Illuminating Darkness: Learning to Enhance Low-light Images In-the-Wild
S M A Sharif, Abdur Rehman, Zain Ul Abidin, Fayaz Ali Dharejo, Radu Timofte, Rizwan Ali Naqvi
TL;DR
This work tackles real-world single-shot low-light image enhancement by addressing dataset scarcity with the Large-scale Low-Light Smartphone Dataset (LSD) and by proposing TFFormer, a luminance-chrominance decoupled Transformer-CNN architecture. TFFormer uses LCCAB, LCGRB, and LCCG to achieve perceptually faithful, structurally consistent enhancements while maintaining efficiency. The LSD dataset includes 6,425 aligned 4K+ image pairs and an unpaired LSD-U benchmark to test generalization, with a large-scale pipeline for patch-based training refinement. Across quantitative benchmarks and perceptual studies, TFFormer achieves state-of-the-art results on LSD and significantly improves downstream vision tasks such as object detection on ExDark, demonstrating robust generalization across devices and real-world conditions.

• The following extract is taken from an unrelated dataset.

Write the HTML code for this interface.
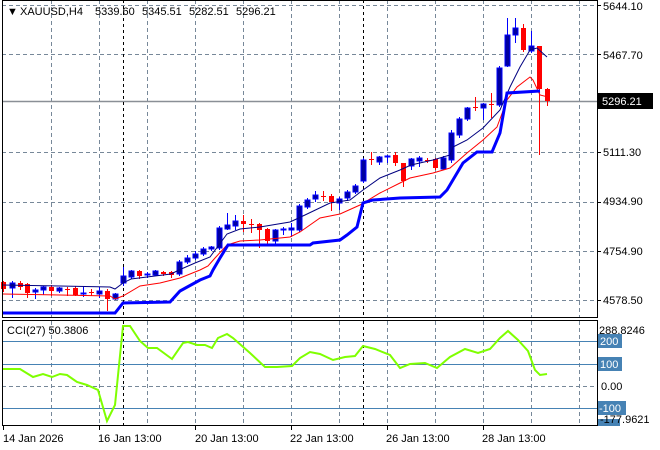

The work provides a valuable dataset resource and a principled LC-aware model that advances practical SLLIE for real-world applications.
Abstract
Single-shot low-light image enhancement (SLLIE) remains challenging due to the limited availability of diverse, real-world paired datasets. To bridge this gap, we introduce the Low-Light Smartphone Dataset (LSD), a large-scale, high-resolution (4K+) dataset collected in the wild across a wide range of challenging lighting conditions (0.1 to 200 lux). LSD contains 6,425 precisely aligned low and normal-light image pairs, selected from over 8,000 dynamic indoor and outdoor scenes through multi-frame acquisition and expert evaluation. To evaluate generalization and aesthetic quality, we collect 2,117 unpaired low-light images from previously unseen devices. To fully exploit LSD, we propose TFFormer, a hybrid model that encodes luminance and chrominance (LC) separately to reduce color-structure entanglement. We further propose a cross-attention-driven joint decoder for context-aware fusion of LC representations, along with LC refinement and LC-guided supervision to significantly enhance perceptual fidelity and structural consistency. TFFormer achieves state-of-the-art results on LSD (+2.45 dB PSNR) and substantially improves downstream vision tasks, such as low-light object detection (+6.80 mAP on ExDark).